- Specialty: Cardiology

= Yasui procedure =

The Yasui procedure is a pediatric heart operation used to bypass the left ventricular outflow tract (LVOT) that combines the aortic repair of the Norwood procedure and a shunt similar to that used in the Rastelli procedure in a single operation. It is used to repair defects that result in the physiology of hypoplastic left heart syndrome even though both ventricles are functioning normally. These defects are common in DiGeorge syndrome and include interrupted aortic arch and LVOT obstruction (IAA/LVOTO); aortic atresia-severe stenosis with ventricular septal defect (AA/VSD); and aortic atresia with interrupted aortic arch and aortopulmonary window. This procedure allows the surgeon to keep the left ventricle connected to the systemic circulation while using the pulmonary valve as its outflow valve, by connecting them through the ventricular septal defect. The Yasui procedure includes a modified Damus–Kaye–Stansel procedure to connect the aortic and pulmonary roots, allowing the coronary arteries to remain perfused. It was first described in 1987.

== Indications ==
A Yasui procedure can be done instead of a Norwood operation in some cases of LVOT obstruction to avoid committing a child to a single-ventricle heart, or it can follow a Norwood operation when the surgeon uses a staged approach. It is also used when the Ross procedure or Konno procedure are not feasible in children who have had other surgeries to repair coarctation of the aorta or interrupted aortic arch.

== Technique ==
The Yasui procedure is done via a median sternotomy and uses cardiopulmonary bypass.
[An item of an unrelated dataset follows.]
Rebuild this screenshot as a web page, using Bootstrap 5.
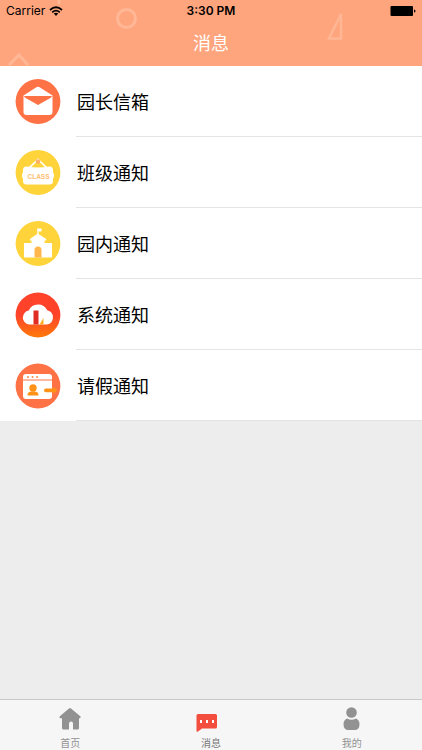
<!DOCTYPE html>
<html lang="zh-CN">
<head>
<meta charset="utf-8">
<meta name="viewport" content="width=device-width, initial-scale=1">
<title>消息</title>
<link href="https://cdn.jsdelivr.net/npm/bootstrap@5.3.0/dist/css/bootstrap.min.css" rel="stylesheet">
<style>
body { font-family: Inter, "Noto Sans CJK SC", sans-serif; background: #ededed; color: #000; }
.top-area { background: #ffa57e; height: 66px; }
.status-line { height: 22px; font-size: 12px; line-height: 22px; padding: 0 6px; }
.status-line > * { flex: 1 1 0; }
.clock { font-weight: 600; }
.decor { inset: 0; }
.page-title { font-size: 18px; line-height: 44px; font-weight: 400; }
.msg-row { padding-left: 15px; height: 71px; color: #000; }
.msg-text { margin-left: 15px; padding: 2px 0 0 1px; height: 71px; line-height: 70px; font-size: 18px; border-bottom: 1px solid #e4e4e4; }
.tab-strip { background: #f6f6f6; border-top: 1px solid #c9c9c9; height: 51px; }
.tab-link { color: #929292; font-size: 10px; line-height: 14px; padding-top: 6px; }
.tab-link.current { color: #777; }
.tab-link svg { margin-bottom: 2px; }
</style>
<script src="https://cdn.jsdelivr.net/npm/bootstrap@5.3.0/dist/js/bootstrap.bundle.min.js"></script>
</head>
<body class="d-flex flex-column min-vh-100">
<header class="top-area position-relative overflow-hidden">
  <div class="decor position-absolute d-flex justify-content-between" aria-hidden="true">
    <svg width="150" height="66" fill="none" stroke="#ffb796" stroke-width="3"><circle cx="126.500" cy="18.500" r="9"/><path d="M9 65L19 55l9 10M59 0v4"/></svg>
    <svg width="100" height="66" fill="none" stroke="#ffb695" stroke-width="2.500"><path d="M19 14v24.500H7z"/></svg>
  </div>
  <div class="status-line d-flex position-relative">
    <div class="d-flex align-items-center gap-1"><span>Carrier</span>
      <svg width="14" height="11" viewBox="0 0 14 11" fill="none" stroke="#000" stroke-width="1.700" aria-label="Wi-Fi"><path d="M1 4Q7-1.500 13 4M3.200 6.400Q7 3 10.800 6.400"/><path d="M4.800 7.600Q7 5.900 9.200 7.600L7 10z" fill="#000" stroke="none"/></svg>
    </div>
    <div class="clock text-center">3:30 PM</div>
    <div class="d-flex justify-content-end align-items-center">
      <svg width="26" height="10" viewBox="0 0 26 10" aria-label="Battery"><rect x=".5" y="0" width="22.500" height="10" rx="1"/><path d="M24 3.500q1.500 0 1.500 1.500T24 6.500z"/></svg>
    </div>
  </div>
  <h1 class="page-title text-center text-white m-0 position-relative">消息</h1>
</header>

<main class="flex-grow-1">
  <nav class="bg-white" aria-label="消息分类">
    <a href="#" class="msg-row d-flex align-items-center text-decoration-none">
      <svg width="46" height="46" viewBox="0 0 46 46"><circle cx="23" cy="22.500" r="22.400" fill="#ff7245"/><path d="M8.500 16.500L21 8.500q2-1.300 4 0l12.500 8v16.500q0 3-3 3h-23q-3 0-3-3z" fill="#fff"/><path d="M9 17h28q-.5 1.500-2.500 2.500L23 26l-11.500-6.500Q9.500 18.500 9 17z" fill="#ff7245"/></svg>
      <span class="msg-text flex-grow-1">园长信箱</span>
    </a>
    <a href="#" class="msg-row d-flex align-items-center text-decoration-none">
      <svg width="46" height="46" viewBox="0 0 46 46"><circle cx="23" cy="22.500" r="22.400" fill="#ffd43b"/><path d="M14 18L23 9.500l9 8.500" fill="none" stroke="#fff" stroke-width="1.700"/><circle cx="23" cy="11.500" r="2.300" fill="#ffb066"/><path d="M11.500 16.500q11.500 2 23 0 3.500 0 3.500 3.500v2q2 3.500 0 7v2q0 3.500-3.500 3.500h-23Q8 34.500 8 31v-2q-2-3.500 0-7v-2q0-3.500 3.500-3.500z" fill="#fff"/><text x="23.500" y="28.500" text-anchor="middle" font-family="Liberation Sans, sans-serif" font-size="6.500" font-weight="700" fill="#ffbd70">CLASS</text></svg>
      <span class="msg-text flex-grow-1">班级通知</span>
    </a>
    <a href="#" class="msg-row d-flex align-items-center text-decoration-none">
      <svg width="46" height="46" viewBox="0 0 46 46"><circle cx="23" cy="22.500" r="22.400" fill="#ffd43b"/><path d="M22.200 7.500h4.300v3h-3V13l7.700 5v1.500h-1.700v2.500H37v14.500H9V22h7.500v-2.500H15V18l7.200-5z" fill="#fff"/><path d="M19.500 36.500V29q0-3.500 3.500-3.500t3.500 3.500v7.500z" fill="#ffb74d"/></svg>
      <span class="msg-text flex-grow-1">园内通知</span>
    </a>
    <a href="#" class="msg-row d-flex align-items-center text-decoration-none">
      <svg width="46" height="46" viewBox="0 0 46 46"><defs><linearGradient id="fire" x1="0" y1="0" x2="0" y2="1"><stop offset=".5" stop-color="#ff432b"/><stop offset="1" stop-color="#ff7908"/></linearGradient></defs><circle cx="23" cy="23" r="22.400" fill="url(#fire)"/><path d="M14.500 32.500a7 7 0 0 1-.8-13.900 10.200 10.200 0 0 1 18.500-.4 7.300 7.300 0 0 1-.2 14.300z" fill="#fff"/><path d="M18.500 18.500h5v14h-5z" fill="#e02c22"/><path d="M24.500 32.500l4-6.500v6.500z" fill="#ffad1f"/></svg>
      <span class="msg-text flex-grow-1">系统通知</span>
    </a>
    <a href="#" class="msg-row d-flex align-items-center text-decoration-none">
      <svg width="46" height="46" viewBox="0 0 46 46"><circle cx="23" cy="23" r="22.400" fill="#ff7245"/><path d="M11 11h23q3 0 3 3v2.500H8V14q0-3 3-3zM8 17.500h29V33q0 3-3 3H11q-3 0-3-3z" fill="#fff"/><g fill="#ff8a3c"><circle cx="13" cy="14" r="1"/><circle cx="17.500" cy="14" r="1"/><circle cx="22" cy="14" r="1"/></g><g fill="#ff9217"><circle cx="18" cy="25" r="3.700"/><path d="M12.500 32.500q0-4 4-4h3q4 0 4 4z"/><path d="M31 25.500h7.500v-1.800l4 3.600-4 3.600v-1.700H31q-2 0-2-1.800t2-1.900z"/></g></svg>
      <span class="msg-text flex-grow-1">请假通知</span>
    </a>
  </nav>
</main>

<nav class="tab-strip d-flex sticky-bottom" aria-label="主导航">
  <a href="#" class="tab-link col d-flex flex-column align-items-center text-decoration-none"><svg width="24" height="28" viewBox="0 0 24 28" fill="#929292"><path d="M11 2.500q1-.9 2 0l9.300 7.800q.6.600.3 1.300-.2.700-1 .7H21V22q0 1.500-1.500 1.500H15v-6q0-2-1.800-2-2.200 0-2.200 2v6H5.500Q4 23.500 4 22v-9.700H2.500q-.8 0-1-.7-.3-.7.300-1.300z"/></svg>首页</a>
  <a href="#" class="tab-link current col d-flex flex-column align-items-center text-decoration-none" aria-current="page"><svg width="30" height="28" viewBox="0 0 30 28"><path d="M2 8h17.500q1.500 0 1.500 1.500v11.500q0 1.500-1.500 1.500H6l-4 3q-1.500 1-1.500-1V9.500Q.5 8 2 8z" fill="#f24d3d"/><g fill="#fff"><rect x="4" y="14" width="2" height="3"/><rect x="10" y="14" width="2" height="3"/><rect x="16" y="14" width="2" height="3"/></g></svg>消息</a>
  <a href="#" class="tab-link col d-flex flex-column align-items-center text-decoration-none"><svg width="24" height="28" viewBox="0 0 24 28" fill="#929292"><circle cx="11.500" cy="6.500" r="5.300"/><path d="M7 12.500q4.500 2.500 9 0 3.500 1.500 3.500 5.500 0 6-5 6h-6q-5 0-5-6Q3.500 14 7 12.500z"/></svg>我的</a>
</nav>
</body>
</html>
If there is a patent ductus arteriosus, the surgeon begins by closing it. The surgeon then connects the separated parts of the aorta together. The surgeon then transects the pulmonary artery and aorta and frees them from surrounding tissue, then makes an incision into the right ventricle to allow them to assess the ventricular septal defect and remove excess muscle bundles in cases of extensive right ventricular hypertrophy. If the ventricular septal defect is smaller than the pulmonary valve, the surgeon will enlarge the defect. The surgeon then uses a patch, commonly made of bovine (cow) pericardium or the child's own tissue, to create a tunnel between the ventricular septal defect and the pulmonary valve. This allows for blood to flow from the left ventricle to the pulmonary valve. After creating this tunnel, the surgeon connects the aortic and pulmonary roots (Damus-Kaye-Stansel anastomosis).

== Outcomes ==
Children typically have good cardiac function and survival after the Yasui procedure, similar to other operations for the same conditions. However, children may require re-operation to replace the conduit in their heart if they outgrow it. Long-term survival depends on other factors, such as genetic disease.